(Collected data)
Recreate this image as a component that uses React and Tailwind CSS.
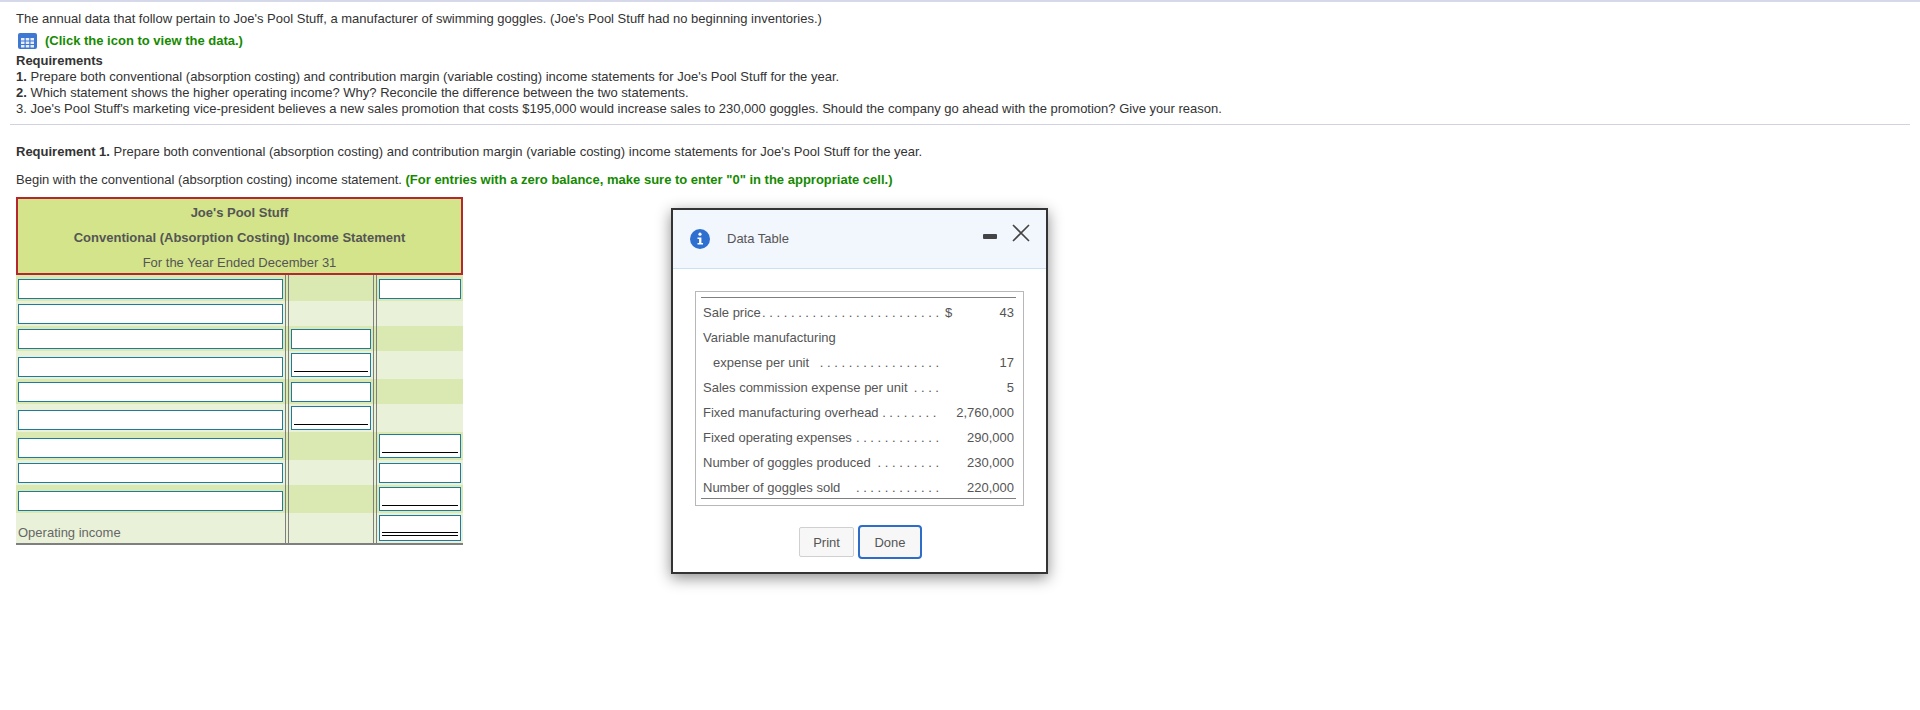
import React from 'react'

const rows = [
  { h: 'h-[26px]', first: true, col2: null, col3: 'plain' },
  { h: 'h-[25px]', first: true, col2: null, col3: null },
  { h: 'h-[25px]', first: true, col2: 'plain', col3: null },
  { h: 'h-[28px]', first: true, col2: 'single', col3: null },
  { h: 'h-[25px]', first: true, col2: 'plain', col3: null },
  { h: 'h-[28px]', first: true, col2: 'single', col3: null },
  { h: 'h-[28px]', first: true, col2: null, col3: 'single' },
  { h: 'h-[25px]', first: true, col2: null, col3: 'plain' },
  { h: 'h-[28px]', first: true, col2: null, col3: 'single' },
  { h: 'h-[30px]', first: false, col2: null, col3: 'double' },
]

const dataRows = [
  { label: 'Sale price', dots: 25, sign: '$', value: '43' },
  { label: 'Variable manufacturing' },
  { label: 'expense per unit', indent: true, dots: 17, value: '17' },
  { label: 'Sales commission expense per unit', dots: 4, value: '5' },
  { label: 'Fixed manufacturing overhead', dots: 8, value: '2,760,000' },
  { label: 'Fixed operating expenses', dots: 12, value: '290,000' },
  { label: 'Number of goggles produced', dots: 9, value: '230,000' },
  { label: 'Number of goggles sold', dots: 12, value: '220,000' },
]

function Entry({ kind, className }) {
  if (!kind) return null
  const high = kind !== 'plain'
  return (
    <div className={`${className} ${kind === 'double' ? 'h-[26px]' : high ? 'h-6' : 'h-5'} border border-[#1f7a9e] bg-white px-[2px] flex flex-col justify-end pb-[4px]`}>
      {high && <div className="border-b border-black" />}
      {kind === 'double' && <div className="border-b border-black mt-[2px]" />}
    </div>
  )
}

function GridIcon() {
  const cells = []
  for (const y of [5, 8.5, 12]) {
    for (const x of [3, 7.75, 12.5]) {
      cells.push(<rect key={`${x}-${y}`} x={x} y={y} width="3.5" height="2.5" fill="#e8effb" />)
    }
  }
  return (
    <svg width="19" height="16" viewBox="0 0 19 16" className="shrink-0">
      <rect width="19" height="16" rx="2" fill="#3f78d2" />
      {cells}
    </svg>
  )
}

export default function App() {
  return (
    <div className="relative h-[710px] w-[1920px] bg-white text-[13px] text-[#333] font-['Liberation_Sans',Arial,sans-serif] border-t-2 border-[#d5d8e8]">
      <div className="px-4 pt-[9px]">
        <p className="leading-4 h-[16px]">The annual data that follow pertain to Joe's Pool Stuff, a manufacturer of swimming goggles. (Joe's Pool Stuff had no beginning inventories.)</p>
        <div className="mt-[5px] flex items-center gap-[8px] pl-[2px] h-[17px] font-bold text-[#158a00]">
          <GridIcon />
          <span>(Click the icon to view the data.)</span>
        </div>
        <div className="mt-[4px] leading-4">
          <p className="font-bold">Requirements</p>
          <p><b>1.</b> Prepare both conventional (absorption costing) and contribution margin (variable costing) income statements for Joe's Pool Stuff for the year.</p>
          <p><b>2.</b> Which statement shows the higher operating income? Why? Reconcile the difference between the two statements.</p>
          <p>3. Joe's Pool Stuff's marketing vice-president believes a new sales promotion that costs $195,000 would increase sales to 230,000 goggles. Should the company go ahead with the promotion? Give your reason.</p>
        </div>
      </div>
      <div className="ml-[10px] mr-[10px] mt-[7px] border-t border-[#d0d2e0]" />
      <div className="px-4">
        <p className="mt-[19px] leading-4"><b>Requirement 1.</b> Prepare both conventional (absorption costing) and contribution margin (variable costing) income statements for Joe's Pool Stuff for the year.</p>
        <p className="mt-[12px] leading-4">Begin with the conventional (absorption costing) income statement. <b className="text-[#158a00]">(For entries with a zero balance, make sure to enter "0" in the appropriate cell.)</b></p>

        <div className="mt-[9px] w-[447px] border-b-2 border-[#7f7f7f] text-[#555]">
          <div className="h-[78px] border-2 border-[#b5272f] bg-[#d3e48a] flex flex-col items-center pt-[1px] leading-[25px]">
            <p className="font-bold">Joe's Pool Stuff</p>
            <p className="font-bold">Conventional (Absorption Costing) Income Statement</p>
            <p>For the Year Ended December 31</p>
          </div>
          {rows.map((row, i) => (
            <div key={i} className={`${row.h} ${i % 2 === 0 ? 'bg-[#dae8b1]' : 'bg-[#e9f2d9]'} flex`}>
              <div className="w-[269px] flex items-end px-[2px] pb-[2px]">
                {row.first
                  ? <div className="h-5 w-[265px] border border-[#1f7a9e] bg-white" />
                  : <span className="leading-4 text-[#666]">Operating income</span>}
              </div>
              <div className="w-[92px] flex items-end border-x-4 border-double border-[#7f7f7f] px-[2px] pb-[2px]">
                <Entry kind={row.col2} className="w-[80px]" />
              </div>
              <div className="w-[86px] flex items-end pb-[2px] pl-[2px]">
                <Entry kind={row.col3} className="w-[82px]" />
              </div>
            </div>
          ))}
        </div>
      </div>

      {/* floating data window */}
      <div className="absolute left-[671px] top-[206px] w-[377px] h-[366px] border-2 border-[#333] bg-white shadow-[0_4px_14px_rgba(0,0,0,0.45)] text-[#555]">
        <div className="relative h-[59px] bg-[#f2f6fd] border-b border-[#c9e0f5] flex items-center pl-[17px]">
          <svg width="20" height="20" viewBox="0 0 20 20" className="shrink-0">
            <circle cx="10" cy="10" r="10" fill="#2f6fd0" />
            <circle cx="10" cy="5.2" r="1.6" fill="#fff" />
            <path d="M7.5 8.4H11.4V14H13V15.6H7.5V14H9.1V10H7.5Z" fill="#fff" />
          </svg>
          <span className="ml-[17px] text-[#555]">Data Table</span>
          <div className="absolute left-[310px] top-[24px] h-[5px] w-[14px] rounded-[1px] bg-[#444]" />
          <svg width="18" height="18" viewBox="0 0 18 18" className="absolute left-[339px] top-[14px]">
            <path d="M1 1L17 17M17 1L1 17" stroke="#444" strokeWidth="1.6" />
          </svg>
        </div>
        <div className="mx-[22px] mt-[22px] h-[215px] border border-[#b8b8b8] pl-[5px] pr-[7px] pt-[5px]">
          <div className="h-[202px] border-y border-[#7f7f7f]">
            {dataRows.map((r, i) => (
              <div key={i} className="h-[25px] pt-[5px] flex items-center whitespace-nowrap">
                <div className="w-[238px] flex pl-[2px]">
                  <span className={r.indent ? 'pl-[10px]' : ''}>{r.label}</span>
                  {r.dots && <span className="flex-1 overflow-hidden text-right">{'. '.repeat(r.dots).trim()}</span>}
                </div>
                <span className="w-[20px] pl-[6px]">{r.sign}</span>
                <span className="flex-1 text-right pr-[2px]">{r.value}</span>
              </div>
            ))}
          </div>
        </div>
        <div className="mt-[19px] flex items-center gap-[4px] pl-[126px]">
          <button className="h-[30px] w-[55px] rounded-[2px] border border-[#d0d0d0] bg-[#f7f7f7] pt-[1px] text-[#555]">Print</button>
          <button className="h-[34px] w-[64px] rounded-[4px] border-2 border-[#2d6cc8] bg-[#f7f7f7] pt-[1px] text-[#555]">Done</button>
        </div>
      </div>
    </div>
  )
}
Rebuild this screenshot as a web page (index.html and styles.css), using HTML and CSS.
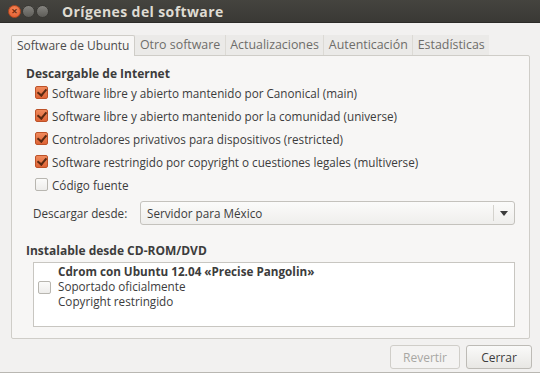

Task statement - Exact duplication of all the records is required; pictures are omitted from the copy.

Correct answer -
Recreate this image as a component that uses React and Tailwind CSS.
import React from 'react'

const rows = [
  { h: 'h-[26px]', first: true, col2: null, col3: 'plain' },
  { h: 'h-[25px]', first: true, col2: null, col3: null },
  { h: 'h-[25px]', first: true, col2: 'plain', col3: null },
  { h: 'h-[28px]', first: true, col2: 'single', col3: null },
  { h: 'h-[25px]', first: true, col2: 'plain', col3: null },
  { h: 'h-[28px]', first: true, col2: 'single', col3: null },
  { h: 'h-[28px]', first: true, col2: null, col3: 'single' },
  { h: 'h-[25px]', first: true, col2: null, col3: 'plain' },
  { h: 'h-[28px]', first: true, col2: null, col3: 'single' },
  { h: 'h-[30px]', first: false, col2: null, col3: 'double' },
]

const dataRows = [
  { label: 'Sale price', dots: 25, sign: '$', value: '43' },
  { label: 'Variable manufacturing' },
  { label: 'expense per unit', indent: true, dots: 17, value: '17' },
  { label: 'Sales commission expense per unit', dots: 4, value: '5' },
  { label: 'Fixed manufacturing overhead', dots: 8, value: '2,760,000' },
  { label: 'Fixed operating expenses', dots: 12, value: '290,000' },
  { label: 'Number of goggles produced', dots: 9, value: '230,000' },
  { label: 'Number of goggles sold', dots: 12, value: '220,000' },
]

function Entry({ kind, className }) {
  if (!kind) return null
  const high = kind !== 'plain'
  return (
    <div className={`${className} ${kind === 'double' ? 'h-[26px]' : high ? 'h-6' : 'h-5'} border border-[#1f7a9e] bg-white px-[2px] flex flex-col justify-end pb-[4px]`}>
      {high && <div className="border-b border-black" />}
      {kind === 'double' && <div className="border-b border-black mt-[2px]" />}
    </div>
  )
}

function GridIcon() {
  const cells = []
  for (const y of [5, 8.5, 12]) {
    for (const x of [3, 7.75, 12.5]) {
      cells.push(<rect key={`${x}-${y}`} x={x} y={y} width="3.5" height="2.5" fill="#e8effb" />)
    }
  }
  return (
    <svg width="19" height="16" viewBox="0 0 19 16" className="shrink-0">
      <rect width="19" height="16" rx="2" fill="#3f78d2" />
      {cells}
    </svg>
  )
}

export default function App() {
  return (
    <div className="relative h-[710px] w-[1920px] bg-white text-[13px] text-[#333] font-['Liberation_Sans',Arial,sans-serif] border-t-2 border-[#d5d8e8]">
      <div className="px-4 pt-[9px]">
        <p className="leading-4 h-[16px]">The annual data that follow pertain to Joe's Pool Stuff, a manufacturer of swimming goggles. (Joe's Pool Stuff had no beginning inventories.)</p>
        <div className="mt-[5px] flex items-center gap-[8px] pl-[2px] h-[17px] font-bold text-[#158a00]">
          <GridIcon />
          <span>(Click the icon to view the data.)</span>
        </div>
        <div className="mt-[4px] leading-4">
          <p className="font-bold">Requirements</p>
          <p><b>1.</b> Prepare both conventional (absorption costing) and contribution margin (variable costing) income statements for Joe's Pool Stuff for the year.</p>
          <p><b>2.</b> Which statement shows the higher operating income? Why? Reconcile the difference between the two statements.</p>
          <p>3. Joe's Pool Stuff's marketing vice-president believes a new sales promotion that costs $195,000 would increase sales to 230,000 goggles. Should the company go ahead with the promotion? Give your reason.</p>
        </div>
      </div>
      <div className="ml-[10px] mr-[10px] mt-[7px] border-t border-[#d0d2e0]" />
      <div className="px-4">
        <p className="mt-[19px] leading-4"><b>Requirement 1.</b> Prepare both conventional (absorption costing) and contribution margin (variable costing) income statements for Joe's Pool Stuff for the year.</p>
        <p className="mt-[12px] leading-4">Begin with the conventional (absorption costing) income statement. <b className="text-[#158a00]">(For entries with a zero balance, make sure to enter "0" in the appropriate cell.)</b></p>

        <div className="mt-[9px] w-[447px] border-b-2 border-[#7f7f7f] text-[#555]">
          <div className="h-[78px] border-2 border-[#b5272f] bg-[#d3e48a] flex flex-col items-center pt-[1px] leading-[25px]">
            <p className="font-bold">Joe's Pool Stuff</p>
            <p className="font-bold">Conventional (Absorption Costing) Income Statement</p>
            <p>For the Year Ended December 31</p>
          </div>
          {rows.map((row, i) => (
            <div key={i} className={`${row.h} ${i % 2 === 0 ? 'bg-[#dae8b1]' : 'bg-[#e9f2d9]'} flex`}>
              <div className="w-[269px] flex items-end px-[2px] pb-[2px]">
                {row.first
                  ? <div className="h-5 w-[265px] border border-[#1f7a9e] bg-white" />
                  : <span className="leading-4 text-[#666]">Operating income</span>}
              </div>
              <div className="w-[92px] flex items-end border-x-4 border-double border-[#7f7f7f] px-[2px] pb-[2px]">
                <Entry kind={row.col2} className="w-[80px]" />
              </div>
              <div className="w-[86px] flex items-end pb-[2px] pl-[2px]">
                <Entry kind={row.col3} className="w-[82px]" />
              </div>
            </div>
          ))}
        </div>
      </div>

      {/* floating data window */}
      <div className="absolute left-[671px] top-[206px] w-[377px] h-[366px] border-2 border-[#333] bg-white shadow-[0_4px_14px_rgba(0,0,0,0.45)] text-[#555]">
        <div className="relative h-[59px] bg-[#f2f6fd] border-b border-[#c9e0f5] flex items-center pl-[17px]">
          <svg width="20" height="20" viewBox="0 0 20 20" className="shrink-0">
            <circle cx="10" cy="10" r="10" fill="#2f6fd0" />
            <circle cx="10" cy="5.2" r="1.6" fill="#fff" />
            <path d="M7.5 8.4H11.4V14H13V15.6H7.5V14H9.1V10H7.5Z" fill="#fff" />
          </svg>
          <span className="ml-[17px] text-[#555]">Data Table</span>
          <div className="absolute left-[310px] top-[24px] h-[5px] w-[14px] rounded-[1px] bg-[#444]" />
          <svg width="18" height="18" viewBox="0 0 18 18" className="absolute left-[339px] top-[14px]">
            <path d="M1 1L17 17M17 1L1 17" stroke="#444" strokeWidth="1.6" />
          </svg>
        </div>
        <div className="mx-[22px] mt-[22px] h-[215px] border border-[#b8b8b8] pl-[5px] pr-[7px] pt-[5px]">
          <div className="h-[202px] border-y border-[#7f7f7f]">
            {dataRows.map((r, i) => (
              <div key={i} className="h-[25px] pt-[5px] flex items-center whitespace-nowrap">
                <div className="w-[238px] flex pl-[2px]">
                  <span className={r.indent ? 'pl-[10px]' : ''}>{r.label}</span>
                  {r.dots && <span className="flex-1 overflow-hidden text-right">{'. '.repeat(r.dots).trim()}</span>}
                </div>
                <span className="w-[20px] pl-[6px]">{r.sign}</span>
                <span className="flex-1 text-right pr-[2px]">{r.value}</span>
              </div>
            ))}
          </div>
        </div>
        <div className="mt-[19px] flex items-center gap-[4px] pl-[126px]">
          <button className="h-[30px] w-[55px] rounded-[2px] border border-[#d0d0d0] bg-[#f7f7f7] pt-[1px] text-[#555]">Print</button>
          <button className="h-[34px] w-[64px] rounded-[4px] border-2 border-[#2d6cc8] bg-[#f7f7f7] pt-[1px] text-[#555]">Done</button>
        </div>
      </div>
    </div>
  )
}
Rebuild this screenshot as a web page (index.html and styles.css), using HTML and CSS.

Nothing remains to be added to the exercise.